Court Opinion: 10th Circuit Court of Appeals Opinion for June 1

The 10th Circuit Court of Appeals

Editor’s Note: Law Week Colorado edits court opinion summaries for style and, when necessary, length.

Quint et al. v. Vail Resorts, Inc.

Randy Quint, John Linn and Mark Molina filed a class and collective action against Vail Resorts, Inc., in the District of Colorado alleging violations of federal and state labor laws. Different plaintiffs filed similar lawsuits against a Vail subsidiary, which are pending in federal and state courts in California. After Vail gave notice it agreed to a nationwide settlement with some of the other plaintiffs, the Colorado plaintiffs filed an emergency motion asking the district court to enjoin Vail from consummating the settlement. The district court denied their motion and the Colorado plaintiffs filed an appeal in the 10th Circuit Court of Appeals. 

The Colorado action alleged some of Vail’s nationwide employment practices violated the Fair Labor Standards Act and state law. The Colorado plaintiffs sought payment of unpaid wages, overtime and other benefits for themselves and other parties like them. Five other actions filed by different plaintiffs in California asserted similar claims against Vail subsidiaries. Vail notified the Colorado plaintiffs and the district court it had negotiated a nationwide settlement with other plaintiffs. The settling parties later demanded to end the California federal court actions and seek approval of the settlement in a California state-court action. 

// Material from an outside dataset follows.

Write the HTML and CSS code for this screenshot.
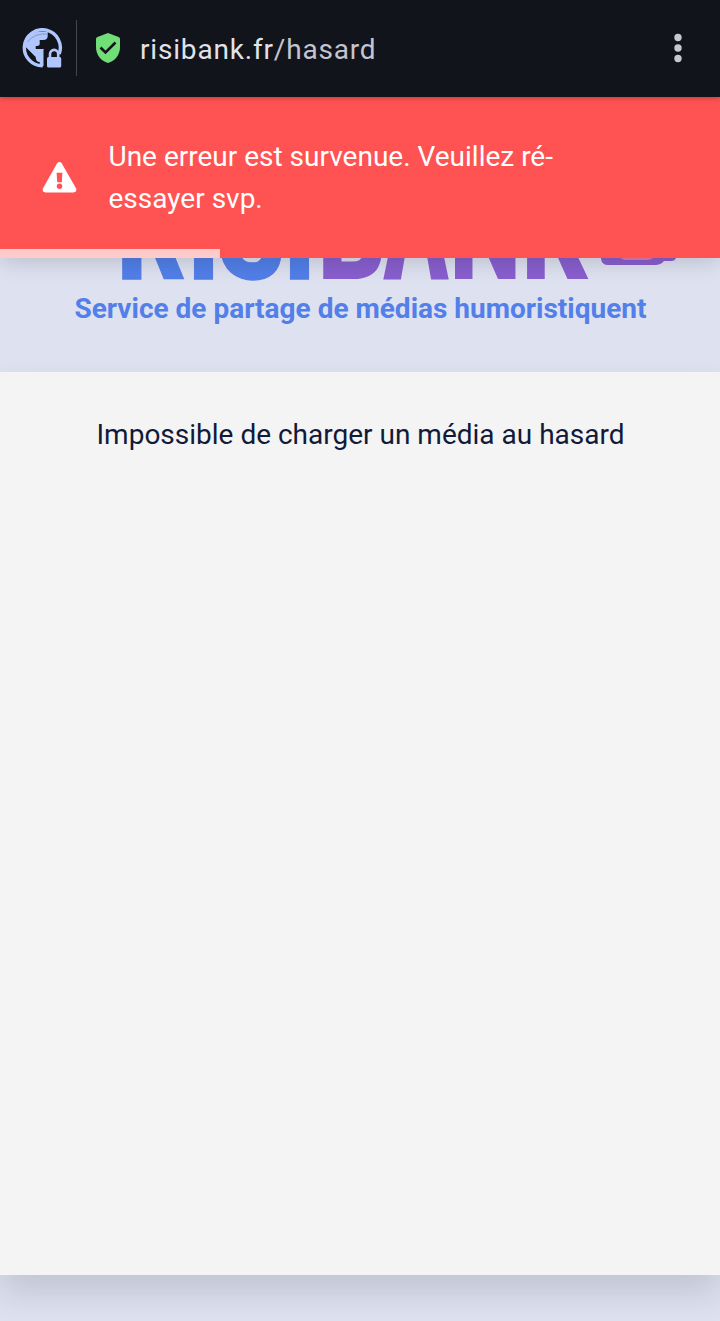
FILE: index.html
```html
<!DOCTYPE html>
<html lang="fr">
<head>
  <meta charset="UTF-8">
  <meta name="viewport" content="width=device-width, initial-scale=1.0">
  <title>RisiBank</title>
  <link rel="stylesheet" href="styles.css">
</head>
<body>
  <div class="browser-bar">
    <svg class="globe" width="42" height="42" viewBox="0.300 0 42 42">
      <path d="M38.500 26A18 18 0 1 0 22 37.700" fill="none" stroke="#b0c6ff" stroke-width="3.400"/>
      <path d="M4 14C8 6 15 2 27 4V8Q27 12 22.500 12H19V16Q19 18 15 18V21H23V38H19V34Q15 34 15 29L4 18Z" fill="#b0c6ff"/>
      <path d="M7 14Q13 5 27 6" fill="none" stroke="#879abf" stroke-width="1"/>
      <path d="M23 22H37V40H23Z" fill="#11141b"/>
      <rect x="26.300" y="29" width="14.200" height="10.500" rx="1.500" fill="#b0c6ff"/>
      <path d="M29.300 30V26a4 4 0 0 1 8.200 0V30" fill="none" stroke="#b0c6ff" stroke-width="2.600"/>
    </svg>
    <span class="separator"></span>
    <svg class="shield" width="24" height="30" viewBox="0 0 24 30">
      <path d="M12 0L22.500 3.900Q24 4.500 24 6V14C24 22 19 28 12 30C5 28 0 22 0 14V6Q0 4.500 1.500 3.900Z" fill="#72de78"/>
      <path d="M4.500 14.500L9.500 19.500L19.500 9.500" fill="none" stroke="#11141b" stroke-width="2.600"/>
    </svg>
    <span class="url">risibank.fr<span class="path">/hasard</span></span>
    <svg class="dots" width="8" height="30" viewBox="0 0 8 30">
      <circle cx="4" cy="4.500" r="3.700"/>
      <circle cx="4" cy="15" r="3.700"/>
      <circle cx="4" cy="25.500" r="3.700"/>
    </svg>
  </div>

  <div class="page">
    <div class="toast">
      <svg class="warning" width="35" height="31" viewBox="0 0 36 32">
        <path d="M15.400 1.500Q18 -1.500 20.400 1.500L35 27Q36.500 31 32.500 31.500H3.500Q-.5 31 1 27Z" fill="#fff"/>
        <path d="M15 11H21L20.400 21H15.700Z" fill="#ff5252"/>
        <circle cx="18" cy="25" r="2.800" fill="#ff5252"/>
      </svg>
      <p>Une erreur est survenue. Veuillez ré-essayer svp.</p>
      <div class="progress"></div>
    </div>

    <header>
      <svg class="logo" width="720" height="189" viewBox="0 0 720 189">
        <text class="blue" transform="translate(0 182) scale(1 1.25)" x="117 187.500 218 283.500">RISI</text>
        <text class="purple" transform="translate(0 182) scale(1 1.25)" x="317.500">B</text>
        <text class="purple" transform="translate(383.500 182) scale(.9 1.6)">A</text>
        <text class="purple" transform="translate(449.500 182) scale(.96 1.25)">N</text>
        <text class="purple" transform="translate(521.500 182) scale(.97 1.25)">K</text>
        <path d="M601 150H676V161Q675 164 671 164H664Q661 168 655 168H608Q602 168 601 162Z" fill="#895fce"/>
        <path d="M620 150H653V161Q651 163 647 163H626Q622 163 620 160Z" fill="#e778ae"/>
      </svg>
      <p class="tagline">Service de partage de médias humoristiquent</p>
    </header>

    <main>
      <p>Impossible de charger un média au hasard</p>
    </main>
  </div>
</body>
</html>
```

FILE: styles.css
```css
body {
  margin: 0;
  font-family: Roboto, sans-serif;
  font-size: 28px;
  background-color: #dee1f0;
  color: #111a38;
}
p {
  margin: 0;
}
.browser-bar {
  position: relative;
  z-index: 3;
  display: flex;
  align-items: center;
  box-sizing: border-box;
  height: 97px;
  padding: 0 38px 2px 21px;
  background-color: #11141b;
  box-shadow: 0 1px 5px rgba(0, 0, 0, 0.25);
}
.globe {
  margin-top: 2px;
}
.separator {
  width: 1px;
  height: 56px;
  margin: 0 19px 0 13px;
  background-color: #45474f;
}
.url {
  margin: 3px auto 0 20px;
  color: #e3e2e9;
  letter-spacing: 0.82px;
}
.path {
  color: #c4c5d0;
}
.dots {
  fill: #c8c7d1;
}
.page {
  position: relative;
  padding-bottom: 46px;
}
.toast {
  position: absolute;
  z-index: 2;
  top: 0;
  left: 0;
  display: flex;
  align-items: center;
  box-sizing: border-box;
  width: 100%;
  height: 161px;
  padding: 0 44px 0 42px;
  background-color: #ff5252;
  color: #fff;
  box-shadow: 0 2px 20px rgba(0, 0, 0, 0.12), 0 4px 30px rgba(0, 0, 0, 0.06);
}
.toast p {
  width: 500px;
  margin-left: 31.5px;
  line-height: 42px;
}
.progress {
  position: absolute;
  bottom: 0;
  left: 0;
  width: 220px;
  height: 9px;
  background-color: #ffcaca;
}
header {
  height: 275px;
  text-align: center;
}
.logo {
  display: block;
  font-size: 106px;
  font-weight: 900;
  stroke-width: 1px;
}
.blue {
  fill: #527fe8;
  stroke: #527fe8;
}
.purple {
  fill: #895fce;
}
.tagline {
  color: #527fe8;
  font-weight: bold;
  line-height: 46px;
  padding-left: 1px;
}
main {
  box-sizing: border-box;
  height: 903px;
  padding: 42px 0 0 1px;
  background-color: #f4f4f4;
  text-align: center;
  line-height: 42px;
  box-shadow: 0 18px 32px rgba(0, 0, 0, 0.13);
}
```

The Colorado plaintiffs filed an emergency motion seeking an injunction under the All Writs Act “enjoin[ing] [Vail] from consummating a facially collusive ‘reverse auction’ settlement in a recently filed placeholder California state court action or any other court.” 

The district court denied the motion, holding the relief the Colorado plaintiffs sought was barred by the Anti-Injunction Act. The plaintiffs filed this interlocutory appeal of the denial of their injunction. At that time, the California state court had already granted preliminary approval of the settlement and held an initial final-approval hearing. The state court proceeded with a second final-approval hearing. The court considered but rejected the Colorado plaintiffs’ objection, granted final approval of the settlement and entered a final judgment in August 2022. The state court denied the Colorado plaintiffs’ motion to vacate the judgment, and their appeal of that order remains pending in the state appellate court. The Colorado action remains pending in the district court.

To determine whether the Colorado plaintiffs’ “claim remains for review, [the court] must ascertain what type of relief [they] seek, and whether [the court] can, at this juncture, afford them meaningful relief.” 

These plaintiffs asserted to the district court that “the appropriate remedy is to . . . enjoin Vail from consummating the settlement.” But they did not ask the district court to enjoin the California state court from taking action with regard to the settlement. According to Thournir v. Buchanan,an appeal should be dismissed as moot when events occur that prevent the appellate court from granting any effective relief.” More specifically, “where an act sought to be enjoined has occurred, an appeal of a district court order denying an injunction is moot.”

After the district court denied their requested relief, the Colorado plaintiffs did not move for an injunction pending appeal, nor did they seek an expedited review. In the interim, Vail moved forward with consummating the settlement by obtaining the California state court’s final approval. The relief the Colorado plaintiffs sought was no longer possible. The Colorado plaintiffs argued they could still be provided with relief by the district court enjoining the settlement post-final approval. They didn’t elaborate on this proposed remedy and did not ask the district court to enjoin the state court. They asked only that Vail be enjoined from consummating the settlement. 

The Colorado plaintiffs also asserted their relief could still be provided because the “settlement approval is on appeal and therefore is not final.” But they don’t explain how any outcome of their pending appeal would allow the 10th Circuit to grant said relief. Even if they were to prevail and the state appellate court reversed the trial court’s approval of the settlement, the possibility Vail would again seek to consummate the settlement in another court is too speculative to provide the court with jurisdiction in this appeal, the appeals court noted.

Finally, the Colorado plaintiffs asserted their interlocutory appeal of the district court’s denial of an injunction is not moot because their claims against Vail remain pending despite final approval of the settlement. Consequently, although the Colorado plaintiffs continue to pursue their claims against Vail, the appeals court said it can no longer effectively grant the specific relief they requested in their emergency motion for an injunction. If the district court was now directed to enjoin Vail from consummating the settlement, such relief “would have no effect in the real world.” 

The district court denied the Colorado plaintiff’s emergency motion seeking to enjoin Vail from consummating the settlement. The Colorado plaintiffs’ interlocutory appeal of this denial was dismissed as moot by the 10th Circuit.